Dans un autre volet de la plainte, les procureurs généraux d’État estiment encore que le transfert a des implications liées au premier amendement de la Constitution des États-Unis. « En acceptant ce transfert, le gouvernement américain cède le « contrôle des « énormes forums démocratiques de l'Internet » à des parties privées », et leur donne le champ libre ». Les procureurs généraux ont fait valoir que l’éventualité d’un préjudice l’emportait sur les dommages dont pourraient avoir à répondre les défenseurs. Cet argument pourrait peser en leur faveur au moment où le juge décidera de la suite à donner à leur demande d’ordonnance restrictive temporaire immédiate et d’injonction préliminaire pour bloquer la décision du gouvernement fédéral. Les procureurs ont également demandé un jugement et une injonction permanente contre le transfert. Si un juge du Texas vient de refuser de bloquer le transfert, un tribunal pourrait encore juger que la NTIA n'a pas le pouvoir de «renoncer à ses responsabilités» et pourrait ordonner à l'Icann et NTIA de négocier un nouveau contrat.

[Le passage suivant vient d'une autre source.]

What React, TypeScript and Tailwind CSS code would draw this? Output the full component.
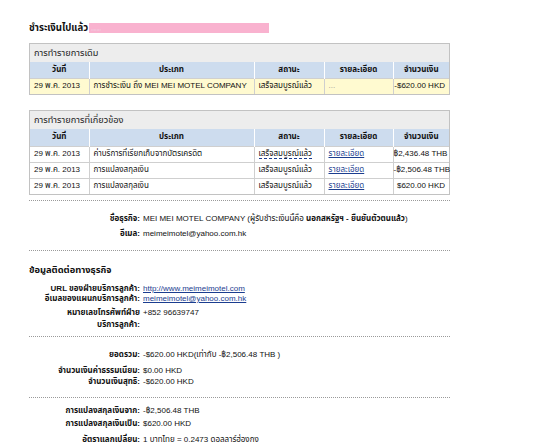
import React from "react";

const FONT = "font-['Liberation_Sans','Noto_Sans_Thai','Loma','Garuda','DejaVu_Sans',sans-serif]";

function Row({ label, children, h, mt, lines }: { label: React.ReactNode; children: React.ReactNode; h: string; mt: string; lines?: boolean }) {
  return (
    <div className={`flex ${h} ${mt} ${lines ? "items-start" : "items-center"}`}>
      <div className="w-[111px] shrink-0 text-right font-bold leading-[12px] whitespace-nowrap">{label}</div>
      <div className="pl-[3px] leading-[12px] whitespace-nowrap">{children}</div>
    </div>
  );
}

const Dotted = ({ mt }: { mt: string }) => (
  <div className={`${mt} w-[421px] border-t border-dotted border-[#9a9a9a]`} />
);

const th = "border-l border-white first:border-l-0 font-bold text-center p-0 leading-[12px] whitespace-nowrap";
const td = "border-l border-[#cfcfcf] first:border-l-0 p-0 px-[4px] leading-[12px] whitespace-nowrap overflow-hidden";
const amt = "border-l border-[#cfcfcf] p-0 pr-[4px] text-right leading-[12px] whitespace-nowrap";

export default function App() {
  return (
    <div className={`w-[539px] h-[446px] bg-white overflow-hidden text-[8px] leading-[12px] text-[#111] ${FONT}`}>
      <div className="pl-[29px] pt-[22px]">
        <div className="flex items-center h-[12px]">
          <span className="font-bold text-[9.6px]">ชำระเงินไปแล้ว</span>
          <span className="ml-[1px] w-[180px] h-[10px] bg-[#f9b2cf] text-[5px] text-[#e9e9f5] leading-[10px] pl-[2px]">,,,,,,,</span>
        </div>

        {/* Table 1 */}
        <div className="mt-[9px] w-[421px] border border-[#c2c2c2]">
          <div className="h-[18px] bg-[#ededed] flex items-center px-[4px] text-[9.2px] text-[#222]">การทำรายการเดิม</div>
          <table className="w-full border-collapse table-fixed">
            <colgroup>
              <col className="w-[59px]" />
              <col className="w-[165px]" />
              <col className="w-[70px]" />
              <col className="w-[69px]" />
              <col />
            </colgroup>
            <thead>
              <tr className="h-[16px] bg-[#cddcee]">
                <th className={th}>วันที่</th>
                <th className={th}>ประเภท</th>
                <th className={th}>สถานะ</th>
                <th className={th}>รายละเอียด</th>
                <th className={th}>จำนวนเงิน</th>
              </tr>
            </thead>
            <tbody>
              <tr className="h-[16px] bg-[#fffad0] border-t border-[#cfcfcf]">
                <td className={td}>29 พ.ค. 2013</td>
                <td className={td}>การชำระเงิน ถึง MEI MEI MOTEL COMPANY</td>
                <td className={td}>เสร็จสมบูรณ์แล้ว</td>
                <td className={`${td} text-[#999]`}>...</td>
                <td className={amt}>-$620.00 HKD</td>
              </tr>
            </tbody>
          </table>
        </div>

        {/* Table 2 */}
        <div className="mt-[15px] w-[421px] border border-[#c2c2c2]">
          <div className="h-[18px] bg-[#ededed] flex items-center px-[4px] text-[9.2px] text-[#222]">การทำรายการที่เกี่ยวข้อง</div>
          <table className="w-full border-collapse table-fixed">
            <colgroup>
              <col className="w-[59px]" />
              <col className="w-[165px]" />
              <col className="w-[70px]" />
              <col className="w-[69px]" />
              <col />
            </colgroup>
            <thead>
              <tr className="h-[17px] bg-[#cddcee]">
                <th className={th}>วันที่</th>
                <th className={th}>ประเภท</th>
                <th className={th}>สถานะ</th>
                <th className={th}>รายละเอียด</th>
                <th className={th}>จำนวนเงิน</th>
              </tr>
            </thead>
            <tbody>
              <tr className="h-[16px] border-t border-[#cfcfcf]">
                <td className={td}>29 พ.ค. 2013</td>
                <td className={td}>ค่าบริการที่เรียกเก็บจากบัตรเครดิต</td>
                <td className={td}><span className="border-b border-dashed border-[#1b3d8f] text-[#111]">เสร็จสมบูรณ์แล้ว</span></td>
                <td className={td}><span className="underline text-[#1b3d8f]">รายละเอียด</span></td>
                <td className={amt}>฿2,436.48 THB</td>
              </tr>
              <tr className="h-[16px] border-t border-[#cfcfcf]">
                <td className={td}>29 พ.ค. 2013</td>
                <td className={td}>การแปลงสกุลเงิน</td>
                <td className={td}>เสร็จสมบูรณ์แล้ว</td>
                <td className={td}><span className="underline text-[#1b3d8f]">รายละเอียด</span></td>
                <td className={amt}>-฿2,506.48 THB</td>
              </tr>
              <tr className="h-[16px] border-t border-[#cfcfcf]">
                <td className={td}>29 พ.ค. 2013</td>
                <td className={td}>การแปลงสกุลเงิน</td>
                <td className={td}>เสร็จสมบูรณ์แล้ว</td>
                <td className={td}><span className="underline text-[#1b3d8f]">รายละเอียด</span></td>
                <td className={amt}>$620.00 HKD</td>
              </tr>
            </tbody>
          </table>
        </div>

        <Dotted mt="mt-[5px]" />

        <Row label="ชื่อธุรกิจ:" h="h-[16px]" mt="mt-[10px]">
          MEI MEI MOTEL COMPANY (ผู้รับชำระเงินนี้คือ <b>นอกสหรัฐฯ - ยืนยันตัวตนแล้ว</b>)
        </Row>
        <Row label="อีเมล:" h="h-[14px]" mt="mt-0">meimeimotel@yahoo.com.hk</Row>

        <Dotted mt="mt-[9px]" />

        <div className="mt-[13px] h-[12px] flex items-center font-bold text-[9.3px]">ข้อมูลติดต่อทางธุรกิจ</div>

        <Row label="URL ของฝ่ายบริการลูกค้า:" h="h-[10px]" mt="mt-[8px]">
          <span className="underline text-[#1b3d8f]">http://www.meimeimotel.com</span>
        </Row>
        <Row label="อีเมลของแผนกบริการลูกค้า:" h="h-[10px]" mt="mt-0">
          <span className="underline text-[#1b3d8f]">meimeimotel@yahoo.com.hk</span>
        </Row>
        <Row label={<>หมายเลขโทรศัพท์ฝ่าย<br />บริการลูกค้า:</>} h="h-[24px]" mt="mt-[3px]" lines>
          +852 96639747
        </Row>

        <Dotted mt="mt-[5px]" />

        <Row label="ยอดรวม:" h="h-[14px]" mt="mt-[11px]">-$620.00 HKD(เท่ากับ -฿2,506.48 THB )</Row>
        <Row label="จำนวนเงินค่าธรรมเนียม:" h="h-[12px]" mt="mt-[3px]">$0.00 HKD</Row>
        <Row label="จำนวนเงินสุทธิ:" h="h-[10px]" mt="mt-0">-$620.00 HKD</Row>

        <Dotted mt="mt-[10px]" />

        <Row label="การแปลงสกุลเงินจาก:" h="h-[12px]" mt="mt-[7px]">-฿2,506.48 THB</Row>
        <Row label="การแปลงสกุลเงินเป็น:" h="h-[12px]" mt="mt-[1px]">$620.00 HKD</Row>
        <Row label="อัตราแลกเปลี่ยน:" h="h-[12px]" mt="mt-[4px]">1 บาทไทย = 0.2473 ดอลลาร์ฮ่องกง</Row>
      </div>
    </div>
  );
}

Les entreprises technologies comme Google ont soutenu la transition des fonctions de l'IANA à l'Icann. Le contrat du gouvernement américain avec l'ICANN a toujours eu un caractère temporaire, et depuis la création de l'Icann en 1998, les États-Unis « ont invité la communauté mondiale de l'Internet à décider du futur de l'Internet », a écrit dans un blog Kent Walker, avocat-conseil de Google.